By Wednesday morning, Rep. Matt Gaetz of Florida, who initiated the House Republicans' speaker debacle, was already celebrating the impending elevation of a MAGA election denier as the next speaker of the House.
"If you don't think that moving from Kevin McCarthy to MAGA Mike Johnson shows the ascendance of this movement and where the power in the Republican Party truly lies, then you're not paying attention," Gaetz gushed on Steve Bannon's podcast "War Room."
Gaetz isn't wrong. Rep. Mike Johnson of Louisiana ha been a quintessential pro-Trump, pro-insurrectionist flamethrower from the word “go.”
As CBS News' Robert Costa tweeted:
Important to know: Johnson was deeply involved in efforts to keep Trump in power starting immediately after 2020 election. Early Nov. 2020. I know because I spent months reporting on that period and he was part of letters and behind-scenes efforts with key outside groups. I’ve talked with key sources from that time about how Johnson — then all but unknown — worked with allied Trump groups and conservative leaders in a coordinated way to make sure that whole orbit was working together to help Trump.
Now, with Johnson officially in control of the gavel, the MAGA wing of the Republican Party will have forced their will on the majority of House Republicans who would have preferred someone more moderate, such as Rep. Tom Emmer of Minnesota, a member of leadership who voted to certify the 2020 election. That's why a cohesive group of House GOP members with at least a toehold in reality coordinated their votes to doom the speaker bid of Rep. Jim Jordan of Ohio. Jordan built his career on trying to destroy the institution he worked in, engineering the exit of at least semi-reasonable Republican speakers-past, such as Rep. John Boehner of Ohio and Rep. Paul Ryan of Wisconsin.

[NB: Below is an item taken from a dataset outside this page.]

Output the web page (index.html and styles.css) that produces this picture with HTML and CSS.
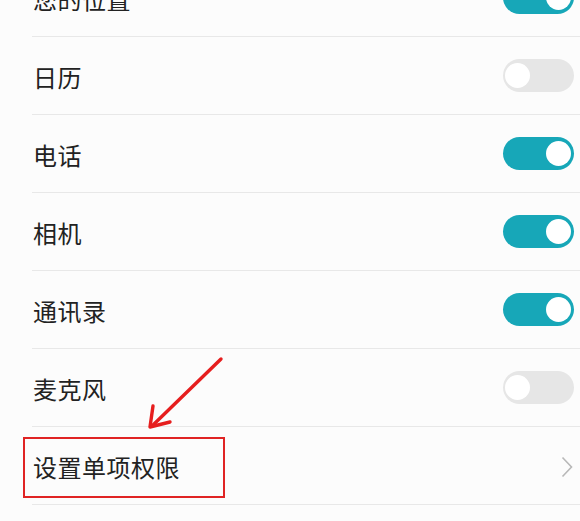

So why did Republicans coalesce around Johnson, a democracy subverter in the mold of Jordan? Here are two potential reasons: Johnson, who began his first term in 2017, has had a decade less time to amass the number of enemies that Jordan has since joining the House in 2007.
Second, and equally as important, the relatively saner members of the House Republican caucus probably came to a simple conclusion: They would have to settle for an election denier as their leader because Trump and his MAGA allies would never let anyone else through. Trump runs the party, and the speakership runs through him. Trump single-handedly doomed Emmer's speaker bid precisely because he voted to certify the 2020 election.
So the choice for the Republican realists was either elect a MAGA election denier or work with Democrats to elect someone who hasn’t been an outright subverter of American democracy. And to do that, it would have meant placing the country over their own electoral ambitions because any Republican realist in a red district surely would have drawn a primary opponent.
The takeaways of a Johnson speakership are simple: The MAGA wing of the Republican Party, having beaten down the so-called GOP moderates, is running the joint, leaving the Sen. Mitch McConnell wing of the party on an island taking incoming fire from all sides.
Moderate House Republicans can never again be counted on to moderate their MAGA allies, because those MAGA allies would sooner burn down the House, so to speak, than let saner forces run it. In other words, moderates in pursuit of governance will never outmaneuver MAGA nihilists.
But the worst is yet to come. Under the leadership of Johnson, anti-democracy Republicans will surely provide a mesmerizing display of pyrotechnics aimed at destroying functional democracy both at home and abroad.